Strip away the one differentiator here and these two boards are carbon copies of each other internally: both provide 3 M.2 sockets, 4 SATA 3 connectors, 6 fan headers, and identical expansion USB headers. For storage builders and cooling enthusiasts, neither board offers an inherent advantage — the M.2 count supports a capable all-NVMe setup, and six fan headers is sufficient to manage airflow in most mid-to-high-end cases without needing a separate fan hub.

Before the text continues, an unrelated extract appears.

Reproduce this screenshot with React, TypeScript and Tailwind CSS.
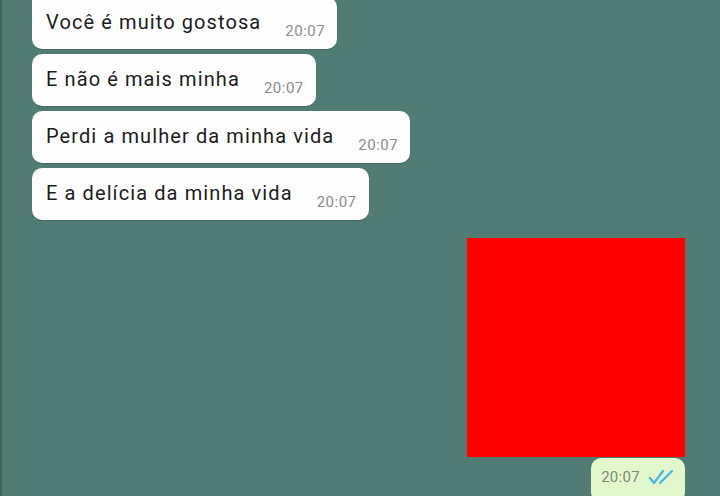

The sole distinction is the TPM header present on the Gigabyte B850 Eagle Wi-Fi7 Ice and absent on the Asus TUF. A TPM (Trusted Platform Module) connector allows a discrete TPM module to be added to the board, enabling hardware-level encryption, secure boot attestation, and compliance with security frameworks that mandate TPM 2.0. While many modern CPUs include a firmware-based TPM that satisfies Windows 11 requirements, a dedicated hardware TPM is preferred in enterprise, government, or high-security environments where software TPM implementations are not considered sufficient. For the average consumer builder, this distinction is unlikely to matter — but for IT-managed deployments or security-conscious setups, it is a tangible gap.
The Gigabyte B850 Eagle Wi-Fi7 Ice takes a narrow edge in this group solely due to its TPM connector. For most home users the two boards are functionally identical here, but anyone building for a security-hardened or enterprise-adjacent environment will find the Gigabyte the more accommodating platform.